Gaussian electric current – Frequently Asked Questions
Why do astrophysicists prefer Gaussian units over SI?
In Gaussian units, electric and magnetic fields have the same dimensions, and Maxwell's equations look more symmetric — no ε₀ or μ₀ cluttering the formulas. When you study electromagnetic radiation in vacuum (starlight, cosmic rays, pulsar emissions), this symmetry is physically meaningful and simplifies calculations considerably.
What makes Gaussian CGS different from pure ESU or EMU?
Gaussian is a hybrid: it uses ESU conventions for electric quantities (charge, electric field, current) and EMU conventions for magnetic quantities (magnetic field, flux). This cherry-picking gives clean equations for both electrostatic and magnetic phenomena, at the cost of the speed of light appearing explicitly in equations linking electric and magnetic fields.
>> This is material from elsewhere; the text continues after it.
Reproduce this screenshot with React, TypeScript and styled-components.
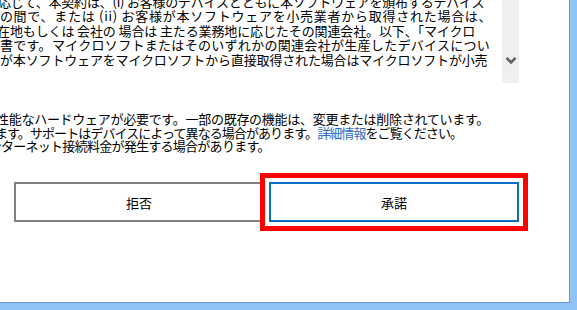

What happens to the fine-structure constant when you switch from SI to Gaussian units?
In SI, the fine-structure constant α = e²/(4πε₀ℏc) ≈ 1/137. In Gaussian units, ε₀ disappears and α simplifies to e²/(ℏc) — cleaner and more physically transparent. This is one reason particle physicists and quantum electrodynamics theorists favor Gaussian: fundamental constants combine more naturally, and the coupling strength of electromagnetism is immediately visible as α ≈ 1/137.
How do Gaussian units make Maxwell's equations look more elegant?
In Gaussian CGS, Maxwell's equations replace ε₀ and μ₀ with explicit factors of c, and the electric field E and magnetic field B end up with the same dimensions. The symmetric form ∇×E = −(1/c)∂B/∂t and ∇×B = (1/c)∂E/∂t reveals that E and B are equal partners in electromagnetic waves — a physical insight that SI's asymmetric constants obscure.
Why does Jackson's Classical Electrodynamics textbook use Gaussian units?
J.D. Jackson chose Gaussian units because they reveal the deep symmetry between electric and magnetic fields and make relativistic electrodynamics equations cleaner. His textbook, used in virtually every physics PhD program since 1962, cemented Gaussian as the "language" of theoretical electromagnetism. Later editions added SI appendices as a concession to modernity.